I've ripped through a couple novels--Jonathan Franzen's "Freedom" and Rachel Kushner's "Telex from Cuba." Franzen's book has strong bones and muscular writing. He writes with firm energy, like a kid with an active mind whose math notes are surrounded by drawings of supermen, drawings that push the pencil deeply into the paper. There's a triangle in "Freedom," and while it's the woman's actions that upset the men's lives, the men seem to have more volition than the woman. She loves, not enough or too much, because of her need. They love (and consumate that love) as an expression of their individuality. Or so it could be argued, I guess.
"Telex from Cuba" tells of expatriates in Cuba during Castro's Communist revolution. They are recognizable people--teens, parents, bosses and workers--in an exotic situation. There are non-American characters as well, including Battista (the dictator overthrown by Fidel) and an international weapons dealer. They're all scraping after power and the security they want from that power. Almost nobody gets the life they expect.

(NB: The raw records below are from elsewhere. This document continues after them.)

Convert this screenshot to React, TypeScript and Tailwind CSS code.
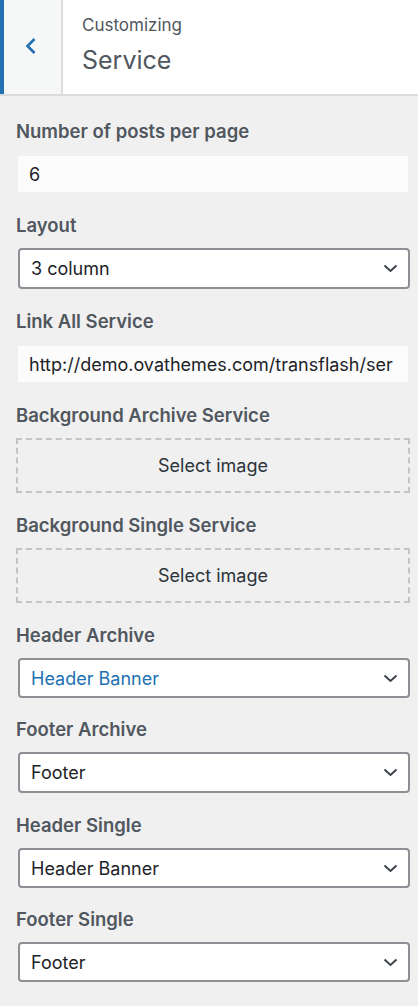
import React from "react";

const font = { fontFamily: 'Inter, "Liberation Sans", Arial, sans-serif' };

function Chevron() {
  return (
    <svg width="15" height="9" viewBox="0 0 15 9" className="shrink-0">
      <path d="M1.5 1.5 L7.5 7 L13.5 1.5" fill="none" stroke="#3c434a" strokeWidth="2" />
    </svg>
  );
}

function Label({ children }: { children: React.ReactNode }) {
  return (
    <div className="h-[20px] leading-[20px] text-[18.5px] font-semibold text-[#50575e] whitespace-nowrap">
      {children}
    </div>
  );
}

function TextInput({ value }: { value: string }) {
  return (
    <div className="mt-[15px] ml-[2px] mr-[2px] h-[36px] bg-[#fcfcfd] flex items-center pl-[11px] overflow-hidden text-[18px] text-[#1d2327] whitespace-nowrap">
      {value}
    </div>
  );
}

function Select({ value, blue, h = 40 }: { value: string; blue?: boolean; h?: number }) {
  return (
    <div
      className={`mt-[13px] ml-[2px] bg-white border-2 border-[#8c8f94] rounded-[4px] flex items-center justify-between pl-[11px] pr-[10px] text-[18px] ${
        blue ? "text-[#2271b1]" : "text-[#1d2327]"
      } ${h === 41 ? "h-[41px]" : "h-[40px]"}`}
    >
      <span>{value}</span>
      <Chevron />
    </div>
  );
}

function ImageBox() {
  return (
    <div className="mt-[13px] h-[55px] border-2 border-dashed border-[#c3c4c7] flex items-center justify-center text-[18px] text-[#2c3338]">
      Select image
    </div>
  );
}

export default function App() {
  return (
    <div className="w-[418px] min-h-[1006px] bg-[#f0f0f1]" style={font}>
      <div className="h-[96px] bg-white border-b-2 border-[#dcdcde] flex">
        <div className="w-[4px] bg-[#2271b1]" />
        <div className="w-[59px] bg-[#f6f7f7] border-r-2 border-[#dcdcde] flex items-center justify-center">
          <svg width="14" height="18" viewBox="0 0 14 18" className="ml-[-4px] mt-[-2px]">
            <path d="M10.5 2 L3.5 9 L10.5 16" fill="none" stroke="#2271b1" strokeWidth="2.6" />
          </svg>
        </div>
        <div className="pl-[19px] pt-[15px]">
          <div className="text-[17px] leading-[20px] text-[#50575e]">Customizing</div>
          <div className="text-[25px] leading-[30px] mt-[10px] text-[#50575e]">Service</div>
        </div>
      </div>
      <div className="pl-[16px] pr-[8px] pt-[25px]">
        <div className="mb-[23px]">
          <Label>Number of posts per page</Label>
          <TextInput value="6" />
        </div>
        <div className="mb-[22px]">
          <Label>Layout</Label>
          <Select value="3 column" h={41} />
        </div>
        <div className="mb-[23px]">
          <Label>Link All Service</Label>
          <TextInput value="http://demo.ovathemes.com/transflash/ser" />
        </div>
        <div className="mb-[22px]">
          <Label>Background Archive Service</Label>
          <ImageBox />
        </div>
        <div className="mb-[22px]">
          <Label>Background Single Service</Label>
          <ImageBox />
        </div>
        <div className="mb-[21px]">
          <Label>Header Archive</Label>
          <Select value="Header Banner" blue />
        </div>
        <div className="mb-[22px]">
          <Label>Footer Archive</Label>
          <Select value="Footer" h={41} />
        </div>
        <div className="mb-[21px]">
          <Label>Header Single</Label>
          <Select value="Header Banner" />
        </div>
        <div>
          <Label>Footer Single</Label>
          <Select value="Footer" />
        </div>
      </div>
    </div>
  );
}
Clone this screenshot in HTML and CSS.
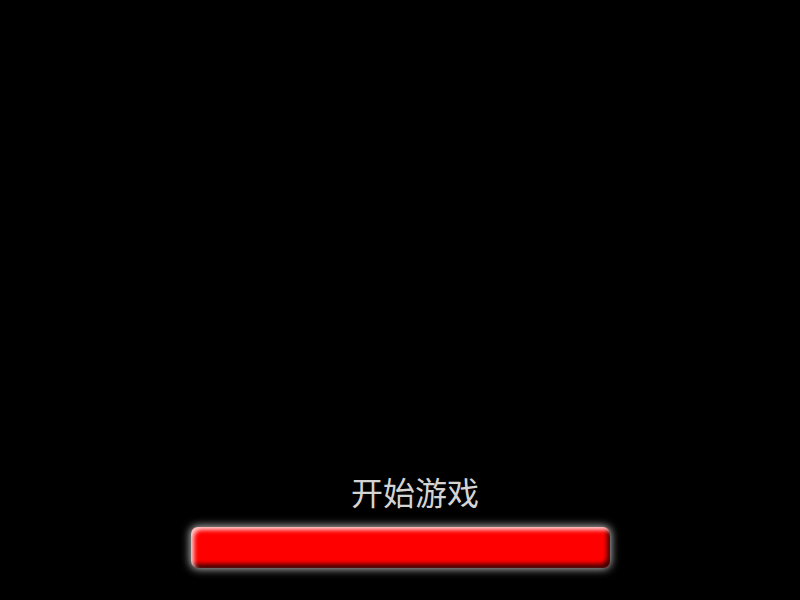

Reading category number two is Alzheimer's memoirs. This is a depressing genre, why go there? I'm traveling deliberately, kind of a slow sight-seeing trip. I've written a few chapters of my own in this category that I"m not sure what to do with. I've got three books going. The first, "Keeper: One House, Three Generations, and a Journey into Alzheimer's," by Andrea Gillies. She and her husband thought that the caregiving solution to the challenge presented by his demented mother and chair-bound elderly father was to buy a large house in rural Scotland for three generations to share--running a B&B on the side, to help pay the mortgage. It doesn't turn out well. "Nancy," the mother-in-law, is constantly struggling against her disease, her environment and her caregivers, and they struggle back. Everyone's expectations seem too high. Scene after scene moves toward the point where a frustrated caregiver explains things to Nancy, which is, of course, pointless.
I've also got "Iris and Her Friends," a memoir by John Bayley, husband of novelist Iris Murdoch, an Alzheimer's sufferer (as the English would say, instead of "victim"). There's surrender in this book, to sadness and to joy; Bayley is a devoted spouse, who has always lived the life of the mind. It's easier for him, because he is not trying to be a multi-tasking middle-age Wonder Woman. The third book is "Alzheimer's from the Inside Out," a collection of essays from a psychologist with early onset AD, sharing his experience of his mind's deterioration.
All three books contain ruminations on what is mind and what is memory and who are we with these things and who are we without them. It's an inevitable question. I can still invoke it just by turning my head to the right and imagining Lon, my demented husband, beside me. Which Lon fills my memory? The one I met and romanced and married, had children with? The one who took me to the movies, who ate my cooking, who made the house boom with colorful conversation? Or the silent angry man, with the taut, skinny arms who was haunted by things we couldn't see, who kicked the dog and threatened the children with wordless clenched fists?
It was an exotic situation. Freedom? Choices? Struggle, or surrender? There are many things contained within one person, one character. What holds them together?